| TASK DETAILS |
Write out each line that follows exactly as it stands, without the pictures.

○ ○ ○ ○ ○ ○ ○

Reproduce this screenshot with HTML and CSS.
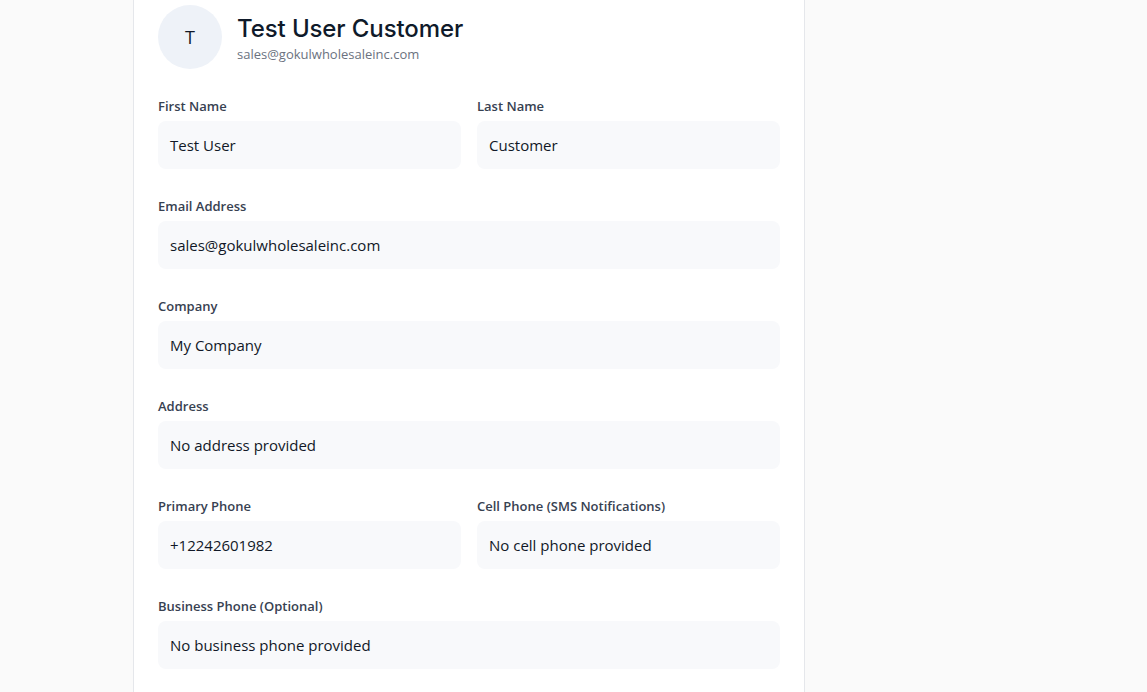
FILE: index.html
```html
<!DOCTYPE html>
<html lang="en">
<head>
<meta charset="utf-8">
<title>Profile</title>
<link rel="stylesheet" href="styles.css">
</head>
<body>
<div class="page">
  <main class="card">
    <header class="profile-head">
      <div class="avatar">T</div>
      <div class="who">
        <h1 class="name">Test User Customer</h1>
        <div class="mail">sales@gokulwholesaleinc.com</div>
      </div>
    </header>

    <div class="row two">
      <div class="field">
        <label class="label">First Name</label>
        <div class="value">Test User</div>
      </div>
      <div class="field">
        <label class="label">Last Name</label>
        <div class="value">Customer</div>
      </div>
    </div>

    <div class="row">
      <div class="field">
        <label class="label">Email Address</label>
        <div class="value">sales@gokulwholesaleinc.com</div>
      </div>
    </div>

    <div class="row">
      <div class="field">
        <label class="label">Company</label>
        <div class="value">My Company</div>
      </div>
    </div>

    <div class="row">
      <div class="field">
        <label class="label">Address</label>
        <div class="value">No address provided</div>
      </div>
    </div>

    <div class="row two">
      <div class="field">
        <label class="label">Primary Phone</label>
        <div class="value">+12242601982</div>
      </div>
      <div class="field">
        <label class="label">Cell Phone (SMS Notifications)</label>
        <div class="value">No cell phone provided</div>
      </div>
    </div>

    <div class="row">
      <div class="field">
        <label class="label">Business Phone (Optional)</label>
        <div class="value">No business phone provided</div>
      </div>
    </div>
  </main>
</div>
</body>
</html>
```

FILE: styles.css
```css
* { box-sizing: border-box; }
html, body {
  margin: 0;
  padding: 0;
  background: #fafafa;
  font-family: "Open Sans", "Noto Sans", "Liberation Sans", sans-serif;
  color: #111827;
  overflow: hidden;
}
.page {
  padding-left: 133px;
  height: 692px;
}
.card {
  width: 672px;
  min-height: 692px;
  background: #ffffff;
  border-left: 1px solid #e5e7eb;
  border-right: 1px solid #e5e7eb;
  padding: 5px 24px 24px 24px;
}
.profile-head {
  display: flex;
  align-items: center;
  gap: 15px;
  margin-bottom: 27px;
}
.avatar {
  width: 64px;
  height: 64px;
  border-radius: 50%;
  background: #eef2f8;
  display: flex;
  align-items: center;
  justify-content: center;
  font-size: 18px;
  color: #111827;
  flex-shrink: 0;
}
.who {
  display: flex;
  flex-direction: column;
  margin-top: 2px;
}
.name {
  margin: 0;
  font-family: "Inter", "Open Sans", sans-serif;
  font-weight: 500;
  font-size: 24px;
  line-height: 30px;
  color: #0f1a2a;
  letter-spacing: -0.1px;
}
.mail {
  font-size: 13px;
  line-height: 18px;
  color: #6b7280;
  margin-top: 1px;
}
.row {
  display: grid;
  grid-template-columns: 1fr;
  gap: 16px;
  margin-bottom: 27px;
}
.row.two {
  grid-template-columns: 1fr 1fr;
}
.field {
  display: flex;
  flex-direction: column;
}
.label {
  font-size: 13px;
  line-height: 20px;
  font-weight: 600;
  color: #374151;
  margin-bottom: 5px;
}
.value {
  height: 48px;
  background: #f8f9fb;
  border-radius: 8px;
  padding: 0 12px;
  display: flex;
  align-items: center;
  font-size: 15px;
  color: #111827;
}
```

○ ○ ○ ○ ○ ○ ○

| CORRECT RESPONSE |
Reproduce this screenshot with HTML and CSS.
FILE: index.html
```html
<!DOCTYPE html>
<html lang="en">
<head>
<meta charset="utf-8">
<title>Profile</title>
<link rel="stylesheet" href="styles.css">
</head>
<body>
<div class="page">
  <main class="card">
    <header class="profile-head">
      <div class="avatar">T</div>
      <div class="who">
        <h1 class="name">Test User Customer</h1>
        <div class="mail">sales@gokulwholesaleinc.com</div>
      </div>
    </header>

    <div class="row two">
      <div class="field">
        <label class="label">First Name</label>
        <div class="value">Test User</div>
      </div>
      <div class="field">
        <label class="label">Last Name</label>
        <div class="value">Customer</div>
      </div>
    </div>

    <div class="row">
      <div class="field">
        <label class="label">Email Address</label>
        <div class="value">sales@gokulwholesaleinc.com</div>
      </div>
    </div>

    <div class="row">
      <div class="field">
        <label class="label">Company</label>
        <div class="value">My Company</div>
      </div>
    </div>

    <div class="row">
      <div class="field">
        <label class="label">Address</label>
        <div class="value">No address provided</div>
      </div>
    </div>

    <div class="row two">
      <div class="field">
        <label class="label">Primary Phone</label>
        <div class="value">+12242601982</div>
      </div>
      <div class="field">
        <label class="label">Cell Phone (SMS Notifications)</label>
        <div class="value">No cell phone provided</div>
      </div>
    </div>

    <div class="row">
      <div class="field">
        <label class="label">Business Phone (Optional)</label>
        <div class="value">No business phone provided</div>
      </div>
    </div>
  </main>
</div>
</body>
</html>
```

FILE: styles.css
```css
* { box-sizing: border-box; }
html, body {
  margin: 0;
  padding: 0;
  background: #fafafa;
  font-family: "Open Sans", "Noto Sans", "Liberation Sans", sans-serif;
  color: #111827;
  overflow: hidden;
}
.page {
  padding-left: 133px;
  height: 692px;
}
.card {
  width: 672px;
  min-height: 692px;
  background: #ffffff;
  border-left: 1px solid #e5e7eb;
  border-right: 1px solid #e5e7eb;
  padding: 5px 24px 24px 24px;
}
.profile-head {
  display: flex;
  align-items: center;
  gap: 15px;
  margin-bottom: 27px;
}
.avatar {
  width: 64px;
  height: 64px;
  border-radius: 50%;
  background: #eef2f8;
  display: flex;
  align-items: center;
  justify-content: center;
  font-size: 18px;
  color: #111827;
  flex-shrink: 0;
}
.who {
  display: flex;
  flex-direction: column;
  margin-top: 2px;
}
.name {
  margin: 0;
  font-family: "Inter", "Open Sans", sans-serif;
  font-weight: 500;
  font-size: 24px;
  line-height: 30px;
  color: #0f1a2a;
  letter-spacing: -0.1px;
}
.mail {
  font-size: 13px;
  line-height: 18px;
  color: #6b7280;
  margin-top: 1px;
}
.row {
  display: grid;
  grid-template-columns: 1fr;
  gap: 16px;
  margin-bottom: 27px;
}
.row.two {
  grid-template-columns: 1fr 1fr;
}
.field {
  display: flex;
  flex-direction: column;
}
.label {
  font-size: 13px;
  line-height: 20px;
  font-weight: 600;
  color: #374151;
  margin-bottom: 5px;
}
.value {
  height: 48px;
  background: #f8f9fb;
  border-radius: 8px;
  padding: 0 12px;
  display: flex;
  align-items: center;
  font-size: 15px;
  color: #111827;
}
```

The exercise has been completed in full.